» **RECORDS FOR THE TASK**:
■ ■ ■ ■ ■ ■ ■

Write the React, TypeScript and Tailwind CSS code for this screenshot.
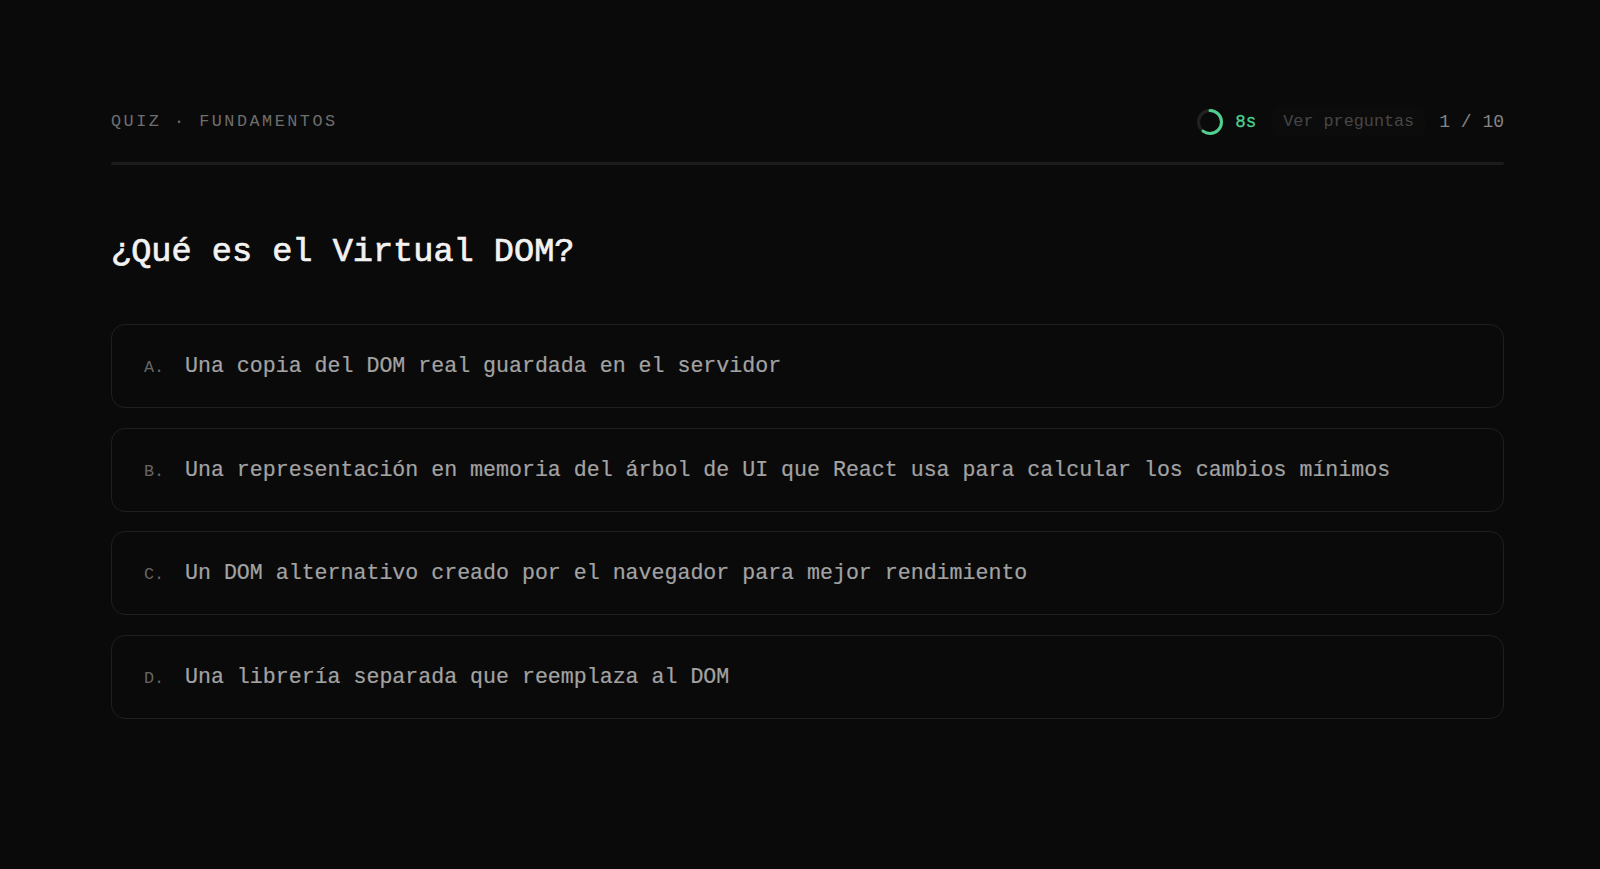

■ ■ ■ ■ ■ ■ ■

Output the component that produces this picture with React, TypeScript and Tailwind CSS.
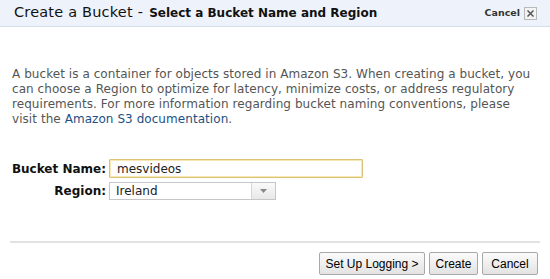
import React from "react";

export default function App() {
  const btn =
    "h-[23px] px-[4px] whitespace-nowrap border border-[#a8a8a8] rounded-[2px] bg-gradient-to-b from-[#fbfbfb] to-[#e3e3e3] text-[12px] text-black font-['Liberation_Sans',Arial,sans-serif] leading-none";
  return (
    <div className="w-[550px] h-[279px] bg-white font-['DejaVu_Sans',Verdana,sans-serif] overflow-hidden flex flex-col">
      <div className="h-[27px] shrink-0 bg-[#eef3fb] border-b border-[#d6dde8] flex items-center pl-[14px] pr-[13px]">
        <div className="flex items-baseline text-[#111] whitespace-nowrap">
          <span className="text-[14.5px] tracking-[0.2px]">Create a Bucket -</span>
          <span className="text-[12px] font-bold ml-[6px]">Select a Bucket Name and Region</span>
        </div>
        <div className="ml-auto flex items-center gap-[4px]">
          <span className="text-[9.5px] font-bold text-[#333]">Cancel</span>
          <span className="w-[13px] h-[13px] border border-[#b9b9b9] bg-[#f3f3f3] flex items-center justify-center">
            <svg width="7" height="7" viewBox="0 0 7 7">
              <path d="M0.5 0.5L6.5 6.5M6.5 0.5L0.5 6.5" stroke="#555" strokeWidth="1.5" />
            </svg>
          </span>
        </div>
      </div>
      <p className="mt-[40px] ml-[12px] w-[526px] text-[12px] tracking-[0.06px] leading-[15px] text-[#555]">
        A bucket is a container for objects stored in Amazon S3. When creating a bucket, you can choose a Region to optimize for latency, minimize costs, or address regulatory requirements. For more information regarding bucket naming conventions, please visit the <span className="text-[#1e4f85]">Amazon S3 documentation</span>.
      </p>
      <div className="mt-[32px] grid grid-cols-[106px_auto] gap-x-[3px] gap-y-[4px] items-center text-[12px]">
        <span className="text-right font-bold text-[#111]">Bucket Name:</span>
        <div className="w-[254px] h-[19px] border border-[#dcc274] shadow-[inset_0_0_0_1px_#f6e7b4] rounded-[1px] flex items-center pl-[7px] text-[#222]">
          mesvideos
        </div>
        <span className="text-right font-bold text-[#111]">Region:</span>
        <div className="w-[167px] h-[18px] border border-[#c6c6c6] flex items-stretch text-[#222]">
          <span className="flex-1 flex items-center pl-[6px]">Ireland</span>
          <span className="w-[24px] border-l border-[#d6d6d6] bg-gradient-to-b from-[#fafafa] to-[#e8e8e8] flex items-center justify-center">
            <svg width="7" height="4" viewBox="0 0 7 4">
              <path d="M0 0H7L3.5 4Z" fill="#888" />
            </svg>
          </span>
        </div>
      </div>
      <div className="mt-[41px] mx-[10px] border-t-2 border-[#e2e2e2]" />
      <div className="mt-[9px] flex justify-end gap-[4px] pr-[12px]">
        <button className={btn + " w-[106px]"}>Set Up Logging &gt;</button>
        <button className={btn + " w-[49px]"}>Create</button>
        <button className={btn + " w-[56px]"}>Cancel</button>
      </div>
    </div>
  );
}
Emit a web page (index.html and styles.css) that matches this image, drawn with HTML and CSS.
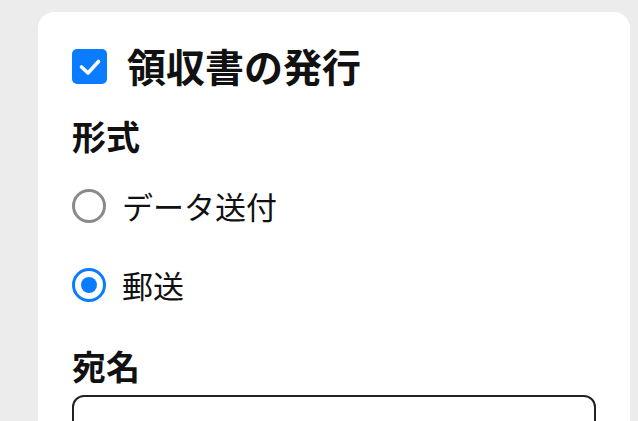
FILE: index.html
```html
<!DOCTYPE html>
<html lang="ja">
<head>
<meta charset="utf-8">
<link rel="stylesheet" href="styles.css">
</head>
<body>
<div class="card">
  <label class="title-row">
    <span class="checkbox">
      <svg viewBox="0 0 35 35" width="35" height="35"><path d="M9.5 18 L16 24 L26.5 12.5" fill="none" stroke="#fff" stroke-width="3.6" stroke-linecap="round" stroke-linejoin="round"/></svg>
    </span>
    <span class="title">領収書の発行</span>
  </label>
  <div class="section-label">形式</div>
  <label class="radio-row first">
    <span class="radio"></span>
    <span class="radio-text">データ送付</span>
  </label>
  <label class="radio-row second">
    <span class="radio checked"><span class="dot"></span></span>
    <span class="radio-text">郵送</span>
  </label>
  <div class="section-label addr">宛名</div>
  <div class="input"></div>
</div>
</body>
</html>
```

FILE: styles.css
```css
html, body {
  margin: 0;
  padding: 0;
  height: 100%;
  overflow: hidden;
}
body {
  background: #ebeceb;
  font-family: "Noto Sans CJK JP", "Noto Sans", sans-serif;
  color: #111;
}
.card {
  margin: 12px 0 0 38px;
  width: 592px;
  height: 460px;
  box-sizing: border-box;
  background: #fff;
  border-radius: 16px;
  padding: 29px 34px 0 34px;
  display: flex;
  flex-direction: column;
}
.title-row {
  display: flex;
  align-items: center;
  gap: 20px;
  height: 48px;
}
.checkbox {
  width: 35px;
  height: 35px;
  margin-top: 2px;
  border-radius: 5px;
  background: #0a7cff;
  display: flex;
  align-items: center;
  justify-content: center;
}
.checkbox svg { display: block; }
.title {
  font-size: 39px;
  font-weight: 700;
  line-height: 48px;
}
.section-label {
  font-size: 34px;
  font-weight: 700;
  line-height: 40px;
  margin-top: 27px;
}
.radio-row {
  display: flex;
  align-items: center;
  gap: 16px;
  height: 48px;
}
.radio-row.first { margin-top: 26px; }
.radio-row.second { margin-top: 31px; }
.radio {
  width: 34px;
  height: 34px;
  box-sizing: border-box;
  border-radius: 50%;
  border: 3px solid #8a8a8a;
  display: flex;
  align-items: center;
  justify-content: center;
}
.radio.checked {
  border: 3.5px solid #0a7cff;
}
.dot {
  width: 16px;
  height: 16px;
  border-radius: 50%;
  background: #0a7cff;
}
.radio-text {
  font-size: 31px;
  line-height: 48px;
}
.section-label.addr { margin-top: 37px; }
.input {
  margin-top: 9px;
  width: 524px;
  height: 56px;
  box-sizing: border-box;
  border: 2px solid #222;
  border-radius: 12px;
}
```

■ ■ ■ ■ ■ ■ ■

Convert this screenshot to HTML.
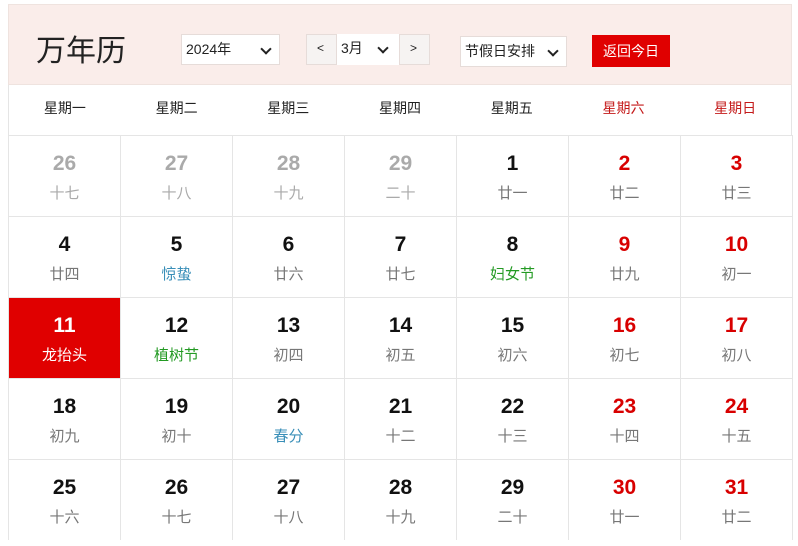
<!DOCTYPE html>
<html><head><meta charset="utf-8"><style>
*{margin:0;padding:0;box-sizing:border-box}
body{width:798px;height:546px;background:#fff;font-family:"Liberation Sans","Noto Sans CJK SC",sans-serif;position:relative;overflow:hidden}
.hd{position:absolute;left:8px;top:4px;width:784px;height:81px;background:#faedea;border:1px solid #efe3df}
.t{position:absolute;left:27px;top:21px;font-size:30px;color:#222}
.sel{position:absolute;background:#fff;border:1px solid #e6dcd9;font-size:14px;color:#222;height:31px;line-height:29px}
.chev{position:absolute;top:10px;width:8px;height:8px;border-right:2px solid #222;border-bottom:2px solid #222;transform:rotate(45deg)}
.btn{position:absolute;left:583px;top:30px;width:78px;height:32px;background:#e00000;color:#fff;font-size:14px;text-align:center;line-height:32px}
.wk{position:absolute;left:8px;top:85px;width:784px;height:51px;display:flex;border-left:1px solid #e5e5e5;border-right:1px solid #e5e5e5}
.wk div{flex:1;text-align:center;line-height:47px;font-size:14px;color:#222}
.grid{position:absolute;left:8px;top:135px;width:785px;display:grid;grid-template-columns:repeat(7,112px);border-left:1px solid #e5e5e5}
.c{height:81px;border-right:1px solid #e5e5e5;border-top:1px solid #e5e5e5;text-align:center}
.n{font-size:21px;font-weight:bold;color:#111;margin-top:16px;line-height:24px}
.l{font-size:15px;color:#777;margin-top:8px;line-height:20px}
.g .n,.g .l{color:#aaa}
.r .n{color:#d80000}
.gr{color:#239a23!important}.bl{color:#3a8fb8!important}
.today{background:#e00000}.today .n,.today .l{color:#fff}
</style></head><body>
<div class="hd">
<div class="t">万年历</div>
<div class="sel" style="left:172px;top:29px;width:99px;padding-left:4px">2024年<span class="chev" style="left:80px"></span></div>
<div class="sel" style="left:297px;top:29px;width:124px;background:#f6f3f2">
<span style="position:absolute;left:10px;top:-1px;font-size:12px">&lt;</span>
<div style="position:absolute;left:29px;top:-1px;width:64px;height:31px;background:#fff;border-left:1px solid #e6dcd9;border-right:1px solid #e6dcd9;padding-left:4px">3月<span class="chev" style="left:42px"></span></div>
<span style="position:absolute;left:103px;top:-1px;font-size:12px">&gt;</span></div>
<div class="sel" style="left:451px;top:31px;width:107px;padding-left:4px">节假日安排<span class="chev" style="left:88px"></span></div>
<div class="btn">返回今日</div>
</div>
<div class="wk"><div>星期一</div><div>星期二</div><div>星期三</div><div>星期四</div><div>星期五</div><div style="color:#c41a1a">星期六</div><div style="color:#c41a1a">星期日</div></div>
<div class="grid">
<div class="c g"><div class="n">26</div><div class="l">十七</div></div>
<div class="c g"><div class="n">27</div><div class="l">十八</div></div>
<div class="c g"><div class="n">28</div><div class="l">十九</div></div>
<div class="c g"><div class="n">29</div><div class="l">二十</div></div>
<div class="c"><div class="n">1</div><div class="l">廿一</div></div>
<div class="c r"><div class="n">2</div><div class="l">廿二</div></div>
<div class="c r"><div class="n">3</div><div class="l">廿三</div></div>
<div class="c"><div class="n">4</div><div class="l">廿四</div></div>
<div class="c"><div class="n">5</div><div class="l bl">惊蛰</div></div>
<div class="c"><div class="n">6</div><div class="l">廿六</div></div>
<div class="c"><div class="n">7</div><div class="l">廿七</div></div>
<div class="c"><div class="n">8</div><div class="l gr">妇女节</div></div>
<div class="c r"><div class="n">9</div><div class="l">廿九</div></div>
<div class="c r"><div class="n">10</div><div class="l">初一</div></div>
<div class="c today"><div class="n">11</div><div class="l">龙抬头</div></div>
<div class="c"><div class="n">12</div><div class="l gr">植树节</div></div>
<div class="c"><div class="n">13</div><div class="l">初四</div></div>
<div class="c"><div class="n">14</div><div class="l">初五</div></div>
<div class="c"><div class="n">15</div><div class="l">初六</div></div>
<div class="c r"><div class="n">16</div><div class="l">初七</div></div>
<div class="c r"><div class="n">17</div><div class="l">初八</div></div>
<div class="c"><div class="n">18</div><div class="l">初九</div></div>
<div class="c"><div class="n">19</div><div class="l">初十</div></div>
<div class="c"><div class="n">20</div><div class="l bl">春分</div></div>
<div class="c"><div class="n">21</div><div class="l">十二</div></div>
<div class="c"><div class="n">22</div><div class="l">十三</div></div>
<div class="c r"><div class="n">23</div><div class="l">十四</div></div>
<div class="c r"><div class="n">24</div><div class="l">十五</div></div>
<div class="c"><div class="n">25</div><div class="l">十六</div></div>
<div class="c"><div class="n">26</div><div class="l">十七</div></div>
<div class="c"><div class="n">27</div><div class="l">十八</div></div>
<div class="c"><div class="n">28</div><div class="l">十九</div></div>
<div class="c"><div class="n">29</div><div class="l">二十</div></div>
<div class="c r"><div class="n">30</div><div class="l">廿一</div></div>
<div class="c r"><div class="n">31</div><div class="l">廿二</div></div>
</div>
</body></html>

■ ■ ■ ■ ■ ■ ■

» **TASK PROMPT**: Repeat exactly the lines above, from the line that contains "Output the component" down through the line that contains "import React from". Include both of those lines and none of the pictures.

» **SOLUTION TO THE PROBLEM**:
Output the component that produces this picture with React, TypeScript and Tailwind CSS.
import React from "react";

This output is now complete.